Changing a School's Tech Disposal Policy?
An anonymous reader writes "I attend a state university where a new building has recently been put in, and a new budget put in place. They have decided to upgrade all the computer systems involved in the department, with a few slight exceptions. From my limited understanding, State policy is that we cannot just let things go, they have to be sent back to the state capital in order to take them off the books. Then they put them in the dumpster. I feel that this is a huge waste of useful machines (some are merely two years old), but I know not how to change this. Any suggestions, or does anyone know where Illinois dumps used tech?"
You are in a maze of twisted little posts, all alike.
http://www.computersforclassrooms.org/
While the computers need to be taken off the books, that is accomplished by paperwork.
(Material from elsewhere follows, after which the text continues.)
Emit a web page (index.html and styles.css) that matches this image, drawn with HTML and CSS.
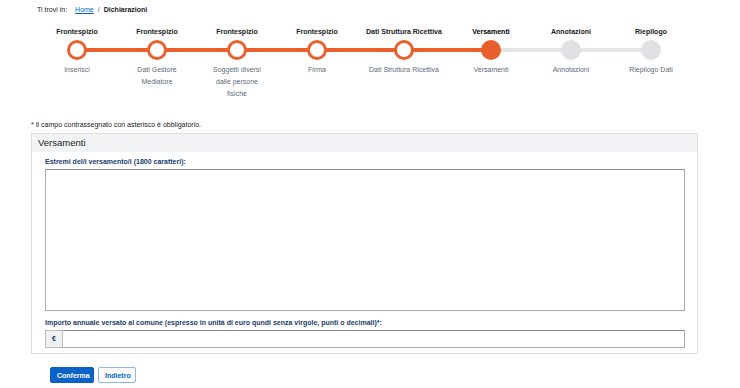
FILE: index.html
```html
<!DOCTYPE html>
<html lang="it">

<head>
  <meta charset="UTF-8" />
  <meta name="viewport" content="width=device-width, initial-scale=1.0" />
  <title>Dichiarazioni - Versamenti</title>
  <link rel="stylesheet" href="styles.css">
</head>

<body>
  <nav class="breadcrumb">
    <span class="crumb-label">Ti trovi in:</span>
    <a href="#" class="crumb-link">Home</a>
    <span class="crumb-sep">/</span>
    <span class="crumb-current">Dichiarazioni</span>
  </nav>

  <ol class="stepper">
    <li class="step done">
      <div class="step-title">Frontespizio</div>
      <div class="step-track"><span class="step-dot"></span></div>
      <div class="step-sub">Inserisci</div>
    </li>
    <li class="step done">
      <div class="step-title">Frontespizio</div>
      <div class="step-track"><span class="step-dot"></span></div>
      <div class="step-sub">Dati Gestore Mediatore</div>
    </li>
    <li class="step done">
      <div class="step-title">Frontespizio</div>
      <div class="step-track"><span class="step-dot"></span></div>
      <div class="step-sub">Soggetti diversi dalle persone fisiche</div>
    </li>
    <li class="step done">
      <div class="step-title">Frontespizio</div>
      <div class="step-track"><span class="step-dot"></span></div>
      <div class="step-sub">Firma</div>
    </li>
    <li class="step done wide">
      <div class="step-title">Dati Struttura Ricettiva</div>
      <div class="step-track"><span class="step-dot"></span></div>
      <div class="step-sub">Dati Struttura Ricettiva</div>
    </li>
    <li class="step current">
      <div class="step-title">Versamenti</div>
      <div class="step-track"><span class="step-dot"></span></div>
      <div class="step-sub">Versamenti</div>
    </li>
    <li class="step">
      <div class="step-title">Annotazioni</div>
      <div class="step-track"><span class="step-dot"></span></div>
      <div class="step-sub">Annotazioni</div>
    </li>
    <li class="step">
      <div class="step-title">Riepilogo</div>
      <div class="step-track"><span class="step-dot"></span></div>
      <div class="step-sub">Riepilogo Dati</div>
    </li>
  </ol>

  <p class="form-note">* Il campo contrassegnato con asterisco è obbligatorio.</p>

  <form class="panel">
    <div class="panel-head">Versamenti</div>
    <div class="panel-body">
      <label class="field-label" for="estremi">Estremi del/i versamento/i (1800 caratteri):</label>
      <textarea id="estremi" class="field-area" maxlength="1800"></textarea>

      <label class="field-label field-gap" for="importo">Importo annuale versato al comune (espresso in unità di euro qundi senza virgole, punti o decimali)*:</label>
      <div class="input-group">
        <span class="addon">€</span>
        <input id="importo" class="field-input" type="text">
      </div>
    </div>
  </form>

  <div class="actions">
    <button class="btn btn-primary" type="button">Conferma</button>
    <button class="btn btn-outline" type="button">Indietro</button>
  </div>
</body>

</html>
```

FILE: styles.css
```css
body {
  margin: 0;
  font-family: "Liberation Sans", Arial, sans-serif;
  color: #1c1c1c;
  background: #fff;
}

.breadcrumb {
  display: flex;
  padding: 5px 0 0 37px;
  font-size: 7px;
  line-height: 10px;
}

.crumb-label {
  margin-right: 8px;
}

.crumb-link {
  color: #0066cc;
}

.crumb-sep {
  margin: 0 4px;
  color: #555;
}

.crumb-current {
  font-weight: bold;
}

.stepper {
  display: flex;
  list-style: none;
  margin: 12px 0 0;
  padding: 0 0 0 37px;
}

.step {
  flex: 0 0 80px;
  display: flex;
  flex-direction: column;
  align-items: center;
  text-align: center;
}

.step.wide {
  flex-basis: 94px;
}

.step-title {
  font-size: 7px;
  font-weight: bold;
  line-height: 10px;
  white-space: nowrap;
  color: #222;
}

.current .step-title {
  color: #000;
}

.step-track {
  position: relative;
  align-self: stretch;
  display: flex;
  justify-content: center;
  height: 20px;
  margin: 3px 0 4px;
}

.step-track::before,
.step-track::after {
  content: "";
  position: absolute;
  top: 8px;
  width: 50%;
  height: 4px;
  background: #e3e4e6;
}

.step-track::before {
  left: 0;
}

.step-track::after {
  right: 0;
}

.step:first-child .step-track::before,
.step:last-child .step-track::after {
  display: none;
}

.done .step-track::before,
.done .step-track::after,
.current .step-track::before {
  background: #e8602c;
}

.step-dot {
  position: relative;
  z-index: 1;
  width: 20px;
  height: 20px;
  box-sizing: border-box;
  border-radius: 50%;
  background: #e0e1e3;
}

.done .step-dot {
  background: #fff;
  border: 3px solid #e8602c;
}

.current .step-dot {
  background: #e8602c;
}

.step-sub {
  padding: 0 10px;
  font-size: 7px;
  line-height: 12px;
  color: #5e6b78;
}

.wide .step-sub {
  padding: 0;
}

.form-note {
  margin: 20px 0 0 31px;
  font-size: 7px;
  line-height: 10px;
}

.panel {
  width: 667px;
  margin: 3px 0 0 31px;
  box-sizing: border-box;
  border: 1px solid #dcdddf;
}

.panel-head {
  height: 18px;
  padding-left: 6px;
  background: #f2f3f5;
  font-size: 9.5px;
  line-height: 18px;
  color: #1a1a1a;
}

.panel-body {
  padding: 5px 12px 5px 13px;
}

.field-label {
  display: block;
  margin-bottom: 3px;
  font-size: 7px;
  font-weight: bold;
  line-height: 9px;
  color: #1a3d6e;
}

.field-gap {
  margin-top: 7px;
}

.field-area {
  display: block;
  width: 100%;
  height: 142px;
  margin: 0;
  box-sizing: border-box;
  border: 1px solid #ababab;
  border-top-color: #8f8f8f;
  resize: none;
}

.input-group {
  display: flex;
  height: 18px;
}

.addon {
  width: 18px;
  box-sizing: border-box;
  border: 1px solid #bcbcbc;
  background: #eff0f1;
  font-size: 7px;
  font-weight: bold;
  line-height: 16px;
  text-align: center;
  color: #1a3d6e;
}

.field-input {
  flex: 1;
  margin: 0;
  padding: 0 4px;
  box-sizing: border-box;
  border: 1px solid #ababab;
  border-left: none;
  border-top-color: #8f8f8f;
}

.actions {
  display: flex;
  gap: 4px;
  margin: 13px 0 0 50px;
}

.btn {
  height: 16px;
  padding: 0 6px;
  border-radius: 2px;
  font-family: inherit;
  font-size: 7px;
  font-weight: bold;
  cursor: pointer;
}

.btn-primary {
  width: 44px;
  border: 1px solid #0a5fbf;
  background: #0b63c9;
  color: #fff;
}

.btn-outline {
  width: 38px;
  border: 1px solid #8db7ea;
  background: #fff;
  color: #0066cc;
}
```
There are computer re-furbishers and recyclers like the one listed above (a non-profit 501.c.3) that will take any and all computers as donations to be recycled or deployed to schools.
Usually the biggest pain is the stupid paperwork needed by the state to remove computers from inventory systems. They ought to just expire all computers from inventory after 5 years (or whatever), automatically.
Agent K: A *person* is smart. People are dumb, stupid, panicky animals, and you know it.
Sure, it's an easy fix in the short run. But 100 years down the line when the average surface temperature is 105 degrees Fahrenheit and gasoline costs $70 a gallon, you'll be defending your water tower and solar panel arrays from the hordes, running low on ammunition, stinking like a hog... Then you'll wish you'd done your part to reduce, reuse, and recycle.
(Hopefully your boss can see the logic in this...)
What probably happens is the old equipment is put on a school list and offered to other departments. What they don't want is sent to the state (removed from the school's inventory but still on the state's inventory because they paid for it). The state offers the stuff to state agencies. What state agencies don't want gets auctioned off, so as to get maximum value back from the taxpayer's investment. Depending upon the stuff, it might get bought by a company for its own use, a store for resale, or a recycling company for whatever value is in the parts. Whatever won't sell will get to experience the state's garbage procedure (for computers it's probably a recycling process).